Die Bestrahlung des Prostatabettes war in beiden Gruppen gleich (64 Gray in 32 Fraktionen). Eine Hormonentzugsbehandlung erhielt keiner der Männer. Im Schnitt beobachten die Forscher die Männer rund sechs Jahre.
Die Ergebnisse:
- 84 der 167 Männer aus der „Salvage-Gruppe“ (ca. 50 Prozent) mussten sich wegen ansteigender PSA-Werte einer Strahlentherapie unterziehen.
- Die Rezidivfreiheit über fünf Jahre lag in der Gruppe mit der Bestrahlung direkt nach der OP bei 86 Prozent. In der Gruppe, bei der Ärzte erst den PSA-Anstieg abgewartet hatten, betrug sie bei 87 Prozent.
- Auch bei den Nebenwirkungen schnitt die aufgeschobene Bestrahlung besser ab. Nur 54 Prozent der Männer aus dieser Gruppe hatten Nebenwirkungen, die den Urogenitaltrakt betrafen, zum Beispiel Probleme beim Wasserlassen. Bei der Bestrahlung gleich nach der OP erlebten dagegen ungefähr 70 Prozent der Männer Nebenwirkungen im Harntrakt. In beiden Gruppen etwa gleich hoch waren die Nebenwirkungen auf den Magen-Darm-Trakt (10 versus 14 Prozent).
„Die Salvage-Radiotherapie liefert vergleichbare Ergebnisse wie die adjuvante Bestrahlung“, kommentiert Prof.

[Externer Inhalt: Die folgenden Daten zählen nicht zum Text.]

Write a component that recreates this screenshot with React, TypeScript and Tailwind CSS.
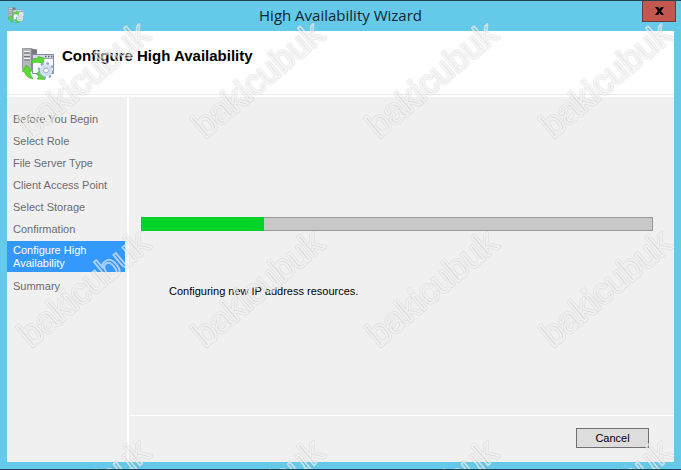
import React from 'react';
import { clsx } from 'clsx';

const steps = [
  'Before You Begin',
  'Select Role',
  'File Server Type',
  'Client Access Point',
  'Select Storage',
  'Confirmation',
  'Configure High Availability',
  'Summary',
];

const current = 'Configure High Availability';
const progress = 24;

const RoleIcon = ({ className }: { className: string }) => (
  <svg viewBox="0 0 32 32" className={className} aria-hidden="true">
    {/* server tower */}
    <path d="M0.500 0.500h9v21h-9z" fill="#b4b7bb" stroke="#85898e" strokeWidth="0.8" />
    <path d="M9.500 0.500l5.500 1v20H9.500z" fill="#777b81" />
    <path d="M2 3.500h6M2 7h6M2 10.500h6" stroke="#f1f3f5" strokeWidth="1.200" />
    <path d="M2 5h6M2 8.500h6M2 12h6" stroke="#60646a" strokeWidth="0.8" />
    {/* window */}
    <path d="M10.500 6.500h21v19h-21z" fill="#f7f8fb" stroke="#8489a0" />
    <path d="M11 7h20v3H11z" fill="#d5d9e5" />
    <path d="M11 10.500h20" stroke="#8489a0" strokeWidth="0.8" />
    <path d="M23 8.500h1.500M26 8.500h1.500M29 8.500h1.500" stroke="#555b78" strokeWidth="1.400" />
    {/* arrows */}
    <path d="M9 16.500c0-4 3-6.500 7-6V8.500l6 1.500-1 6.500-2-1.500c-3.500-1.500-7-1-10 1.500z" fill="#56dc33" stroke="#3eae24" strokeWidth="0.6" />
    <path d="M4.500 17l6 6-2.500.5c.2 3 1.300 5 3 7-4.500 0-8-3-8.500-7L0 24z" fill="#56dc33" stroke="#3eae24" strokeWidth="0.6" />
    <path d="M18 22l5 9.500-8-.5 2-2-2.500-3z" fill="#56dc33" stroke="#3eae24" strokeWidth="0.6" />
    {/* gear */}
    <circle cx="24" cy="22.500" r="7" fill="none" stroke="#8ea6c2" strokeWidth="2.400" strokeDasharray="2.700 2.800" />
    <circle cx="24" cy="22.500" r="4.400" fill="none" stroke="#d3dfec" strokeWidth="3.600" />
    <circle cx="24" cy="22.500" r="2.400" fill="#fff" stroke="#8299b5" strokeWidth="0.8" />
  </svg>
);

const Watermark = () => (
  <svg className="pointer-events-none absolute inset-0 h-full w-full" aria-hidden="true">
    <defs>
      <pattern id="mark" x="11" y="-53" width="174" height="209" patternUnits="userSpaceOnUse">
        <g
          transform="translate(20 191) rotate(-40)"
          fontFamily="'Liberation Sans', Arial, sans-serif"
          fontSize="35"
          fill="none"
          strokeLinejoin="round"
        >
          <text stroke="#000" strokeOpacity="0.1" strokeWidth="3">bakicubuk</text>
          <text stroke="#fff" strokeOpacity="0.6" strokeWidth="2">bakicubuk</text>
        </g>
      </pattern>
    </defs>
    <rect width="100%" height="100%" fill="url(#mark)" />
  </svg>
);

export default function App() {
  return (
    <div className="relative flex min-h-screen flex-col border-y border-[#1d4354] bg-[#65c9ea] font-['Liberation_Sans',Arial,sans-serif] text-[11px] text-black">
      <header className="grid h-[30px] grid-cols-[48px_1fr_48px] items-start">
        <RoleIcon className="mt-1.5 ml-2 size-4" />
        <h1 className="pt-1 text-center font-['Open_Sans','Noto_Sans',sans-serif] text-[15px] leading-[21px] text-[#10272f]">
          High Availability Wizard
        </h1>
        <button
          type="button"
          aria-label="Close"
          className="mr-[5px] flex h-[21px] w-[34px] items-center justify-center justify-self-end border border-t-0 border-[#6d3a3f] bg-[#c4574f]"
        >
          <svg viewBox="0 0 9 8" className="h-2 w-[9px]" aria-hidden="true">
            <path d="M0 0h3l1.500 2L6 0h3L6 4l3 4H6L4.500 6 3 8H0l3-4z" fill="#000" />
          </svg>
        </button>
      </header>

      <div className="mx-[7px] mb-[7px] flex flex-1 flex-col bg-[#f0f0f0]">
        <div className="border-b-2 border-white bg-white">
          <div className="flex h-16 items-start gap-2 border-b border-[#ececec] px-[15px] pt-4">
            <RoleIcon className="mt-px size-8" />
            <h2 className="text-[15px] leading-[18px] font-bold">Configure High Availability</h2>
          </div>
        </div>

        <div className="flex flex-1">
          <nav className="w-[122px] shrink-0 border-r-2 border-white pt-[11px]">
            <ul>
              {steps.map((step) => (
                <li
                  key={step}
                  aria-current={step === current ? 'step' : undefined}
                  className={clsx(
                    'mr-0.5 pl-1.5',
                    step === current
                      ? 'mt-px mb-[3px] bg-[#3399ff] pt-[3px] pr-6 pb-0.5 leading-[13px] text-white'
                      : 'leading-[22px] text-[#6d6d6d]',
                  )}
                >
                  {step}
                </li>
              ))}
            </ul>
          </nav>

          <div className="flex flex-1 flex-col">
            <main className="flex-1 pt-[120px] pr-[21px] pl-3">
              <div
                role="progressbar"
                aria-labelledby="status"
                aria-valuenow={progress}
                className="h-3.5 bg-[#c8c8c8] inset-ring inset-ring-[#999]"
              >
                <div className="h-full bg-[#00d328]" style={{ width: `${progress}%` }} />
              </div>
              <p id="status" className="mt-[52px] pl-7 leading-4">
                Configuring new IP address resources.
              </p>
            </main>

            <footer className="flex h-[47px] justify-end border-t border-white pt-3 pr-[25px]">
              <button type="button" className="h-5 w-[73px] border border-[#707070] bg-[#dddddd]">
                Cancel
              </button>
            </footer>
          </div>
        </div>
      </div>

      <Watermark />
    </div>
  );
}
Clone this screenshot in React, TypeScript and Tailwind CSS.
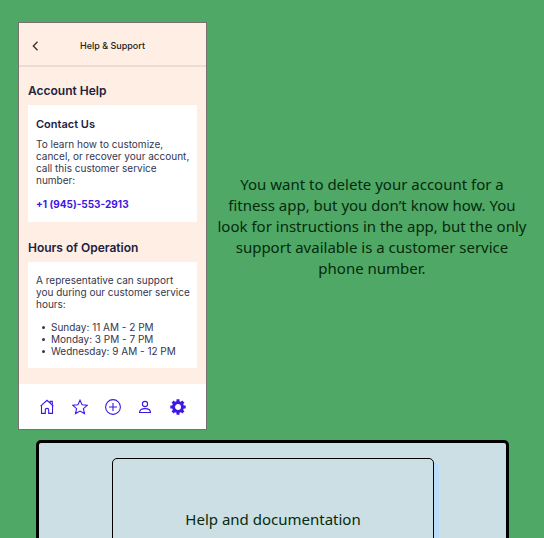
import React from "react";

const hours = ["Sunday: 11 AM - 2 PM", "Monday: 3 PM - 7 PM", "Wednesday: 9 AM - 12 PM"];

const stroke = { fill: "none", stroke: "currentColor", strokeWidth: 1.1 } as const;

function HomeIcon() {
  return (
    <svg viewBox="0 0 16 16" className="size-4" {...stroke}>
      <path d="M2.5 6.3V14.4H6.3V10.6Q6.3 9.4 8 9.4T9.7 10.6V14.4H13.5V6.3M1.6 7.1L8 1.3L14.4 7.1M11.2 3.9V2.4H13.3V6" />
    </svg>
  );
}

function StarIcon() {
  return (
    <svg viewBox="0 0 16 16" className="size-4" {...stroke}>
      <path d="M8 1.2L10.1 5.8L15.2 6.3L11.4 9.7L12.5 14.6L8 12.1L3.5 14.6L4.6 9.7L.8 6.3L5.9 5.8Z" />
    </svg>
  );
}

function AddIcon() {
  return (
    <svg viewBox="0 0 16 16" className="size-4" {...stroke}>
      <circle cx="8" cy="8" r="7.4" />
      <path d="M8 4V12M4 8H12" />
    </svg>
  );
}

function PersonIcon() {
  return (
    <svg viewBox="0 0 16 16" className="size-4" {...stroke}>
      <circle cx="8" cy="5" r="2.6" />
      <path d="M2.5 13.5C2.5 10.9 4.2 9.6 8 9.6S13.5 10.9 13.5 13.5Z" />
    </svg>
  );
}

function GearIcon() {
  return (
    <svg viewBox="0 0 16 16" className="size-4" fill="none" stroke="currentColor">
      <circle cx="8" cy="8" r="4.5" strokeWidth="3" />
      <path
        d="M8 .3V3M8 13V15.7M.3 8H3M13 8H15.7M2.6 2.6L4.4 4.4M11.6 11.6L13.4 13.4M2.6 13.4L4.4 11.6M11.6 4.4L13.4 2.6"
        strokeWidth="3"
      />
    </svg>
  );
}

const tabs = [
  { label: "Home", Icon: HomeIcon },
  { label: "Favorites", Icon: StarIcon },
  { label: "Add", Icon: AddIcon },
  { label: "Profile", Icon: PersonIcon },
  { label: "Settings", Icon: GearIcon },
];

function Phone() {
  return (
    <section className="w-[189px] shrink-0 border border-[#777070] bg-[#ffeee3] font-['Inter',sans-serif] text-[10px] leading-3 text-[#343650]">
      <header className="grid h-11 grid-cols-[32px_1fr_32px] items-center border-b-2 border-[#eaddd5] pt-1">
        <button type="button" aria-label="Back" className="flex justify-center text-[#333]">
          <svg viewBox="0 0 8 12" className="h-[10px] w-2" fill="none" stroke="currentColor" strokeWidth="1.6">
            <path d="M7 1L2 6L7 11" />
          </svg>
        </button>
        <h1 className="text-center text-[9px] font-medium text-[#222]">Help &amp; Support</h1>
      </header>
      <div className="px-[9px] py-4">
        <h2 className="text-xs leading-4 font-semibold text-[#20223f]">Account Help</h2>
        <div className="mt-[6px] bg-white py-3 pr-1 pl-2">
          <h3 className="text-[11px] leading-[14px] font-semibold text-[#20223f]">Contact Us</h3>
          <p className="mt-[7px]">To learn how to customize, cancel, or recover your account, call this customer service number:</p>
          <a href="tel:+19455532913" className="mt-3 block font-bold text-[#3d17e3]">
            +1 (945)-553-2913
          </a>
        </div>
        <h2 className="mt-[18px] text-xs leading-4 font-semibold text-[#20223f]">Hours of Operation</h2>
        <div className="mt-[6px] bg-white pt-3 pr-1 pb-[11px] pl-2">
          <p>A representative can support you during our customer service hours:</p>
          <ul className="mt-[11px] pl-[6px]">
            {hours.map((h) => (
              <li
                key={h}
                className="flex items-center gap-[6px] before:size-[3px] before:rounded-full before:bg-current"
              >
                {h}
              </li>
            ))}
          </ul>
        </div>
      </div>
      <nav className="flex h-[45px] items-center justify-between bg-white px-5 text-[#3d17e3]">
        {tabs.map(({ label, Icon }) => (
          <button key={label} type="button" aria-label={label}>
            <Icon />
          </button>
        ))}
      </nav>
    </section>
  );
}

export default function App() {
  return (
    <main className="h-screen overflow-hidden bg-[#4fa866] font-['Noto_Sans',sans-serif] text-[15px] leading-[21px] text-[#052b0c]">
      <div className="flex items-center pt-[22px] pr-[7px] pl-[18px]">
        <Phone />
        <p className="flex-1 px-[9px] text-center">
          You want to delete your account for a fitness app, but you don’t know how. You look for instructions in the app,
          but the only support available is a customer service phone number.
        </p>
      </div>
      <div className="mt-[10px] mr-[35px] ml-9 rounded-[5px] border-[3px] border-black bg-[#ccdfe4] py-[15px] pr-[72px] pl-[73px]">
        <button
          type="button"
          className="h-[122px] w-full rounded-[5px] border border-black bg-[#ccdfe4] shadow-[5px_5px_#b8defb]"
        >
          Help and documentation
        </button>
      </div>
    </main>
  );
}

Stephanie E. Combs, Pressesprecherin der Deutschen Gesellschaft für Radioonkologie (DEGRO). Eine Bestrahlung bei Bedarf – also bei einem PSA-Anstieg – sei nur bei jedem zweiten Mann nötig gewesen. „Sie ersparte also praktisch der Hälfte der Patienten eine Bestrahlung des Prostatabettes – und die damit verbundenen Nebenwirkungen“, so Combs weiter. Wichtig sei es daher, bei jedem Mann individuell vorzugehen und je nach Risikofaktoren die Entscheidung für eine Bestrahlung direkt nach der OP zu treffen. Combs: „In manchen Fällen kann ein abwartendes Verhalten mit einer Salvage-Bestrahlung bei PSA-Anstieg genau so effektiv sein. “
Wichtig ist noch ein weiterer Punkt in der Studie: Die Männer erhielten sehr bald nach dem Anstieg des PSA-Wertes über 0,2 ng/ml die Salvage-Radiotherapie, nämlich binnen vier Monaten. Prof. Rainer Fietkau erklärt: „Wir wissen, dass sich die Prognose der Patienten verschlechtert, wenn die PSA-Werte bei Beginn der Bestrahlung auf 0,5 bis 0,8 ng/ml gestiegen sind. Dies müssen die Patienten wissen und Ärzte müssen sie entsprechend überwachen.“
PSA-Wert zeigt einen Rückfall an
Bei Prostatakrebs steigt der PSA-Wert – das Prostata-spezifische Antigen – im Blut an. Dieses Eiweiß stellen zwar auch gesunde Prostatazellen her, in besonders großen Mengen aber bösartig veränderte Zellen. Der Wert ist deshalb zur Therapiekontrolle geeignet. Wenn Ärzte den bösartigen Tumor vollständig entfernt haben, normalisiert sich der PSA-Wert wieder. Ein Rückfall zeigt sich meist als erstes durch den erneuten Anstieg des PSA-Wertes. Die meisten Männer haben zu diesem Zeitpunkt aber keine Symptome, die auf einen Rückfall hindeuten. Daher sprechen Ärzte auch von einem biochemischem Rezidiv oder einer biochemischen Progression. Ohne den gestiegenen PSA-Wert würden Ärzte überhaupt nicht entdecken, dass der Prostatakrebs wiedergekehrt ist.